Stated goal:
Report the total number of lines that include the string "React", without any other text.

· · · · · · ·

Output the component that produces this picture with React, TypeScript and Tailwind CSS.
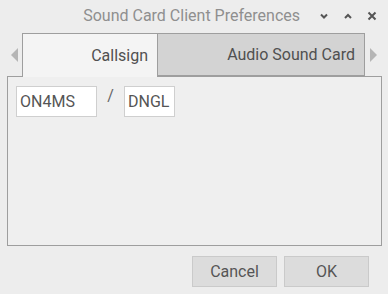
import React from 'react';

const font = { fontFamily: 'Roboto, "Noto Sans", sans-serif' };

function Chevron({ up }: { up?: boolean }) {
    return (
        <svg width="10" height="10" viewBox="0 0 10 10" className="text-[#555]">
            <path d={up ? 'M2 7 L5 4 L8 7' : 'M2 3.5 L5 6.5 L8 3.5'} fill="none" stroke="currentColor" strokeWidth="2" />
        </svg>
    );
}

export default function App() {
    return (
        <div className="w-[388px] h-[294px] bg-[#ededed] flex flex-col overflow-hidden" style={font}>
            {/* Title bar */}
            <div className="h-[31px] flex items-center shrink-0">
                <div className="flex-1 text-right pr-[19px] text-[16px] text-[#8f8f8f]">Sound Card Client Preferences</div>
                <div className="flex items-center gap-[14px] pr-[11px]">
                    <Chevron />
                    <Chevron up />
                    <svg width="10" height="10" viewBox="0 0 10 10" className="text-[#555]">
                        <path d="M1.5 1.5 L8.5 8.5 M8.5 1.5 L1.5 8.5" stroke="currentColor" strokeWidth="2" />
                    </svg>
                </div>
            </div>

            {/* Tabs */}
            <div className="flex items-stretch h-[44px] mt-[2px] px-[7px] -mb-px relative z-10">
                <div className="w-[15px] flex items-center justify-center">
                    <svg width="8" height="14" viewBox="0 0 8 14"><path d="M7 0 L0 7 L7 14 Z" fill="#b5b5b5" /></svg>
                </div>
                <div className="w-[136px] bg-[#f4f4f4] border border-b-0 border-[#9e9e9e] flex items-center justify-end pr-[9px] text-[16px] text-[#505050]">
                    Callsign
                </div>
                <div className="w-[207px] h-[43px] bg-[#d3d3d3] border border-l-0 border-[#9e9e9e] flex items-center justify-end pr-[9px] text-[16px] text-[#505050]">
                    Audio Sound Card
                </div>
                <div className="flex-1 flex items-center justify-center">
                    <svg width="8" height="14" viewBox="0 0 8 14"><path d="M1 0 L8 7 L1 14 Z" fill="#b5b5b5" /></svg>
                </div>
            </div>

            {/* Panel */}
            <div className="ml-[7px] mr-[6px] h-[170px] border border-[#9e9e9e] bg-[#efefef] pt-[9px] pl-[8px]">
                <div className="flex items-center">
                    <div className="w-[81px] h-[31px] bg-white border border-[#cfcfcf] flex items-center pl-[3px] text-[16px] text-[#555]">ON4MS</div>
                    <div className="w-[27px] text-center text-[16px] text-[#666] -mt-[12px]">/</div>
                    <div className="w-[51px] h-[31px] bg-white border border-[#cfcfcf] flex items-center pl-[3px] text-[16px] text-[#555]">DNGL</div>
                </div>
            </div>

            {/* Buttons */}
            <div className="flex justify-end gap-[7px] pr-[19px] mt-[10px]">
                <div className="w-[85px] h-[31px] bg-[#dcdcdc] border border-[#cacaca] flex items-center justify-center text-[16px] text-[#555]">Cancel</div>
                <div className="w-[85px] h-[31px] bg-[#dcdcdc] border border-[#cacaca] flex items-center justify-center text-[16px] text-[#555]">OK</div>
            </div>
        </div>
    );
}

· · · · · · ·

Complete response:
2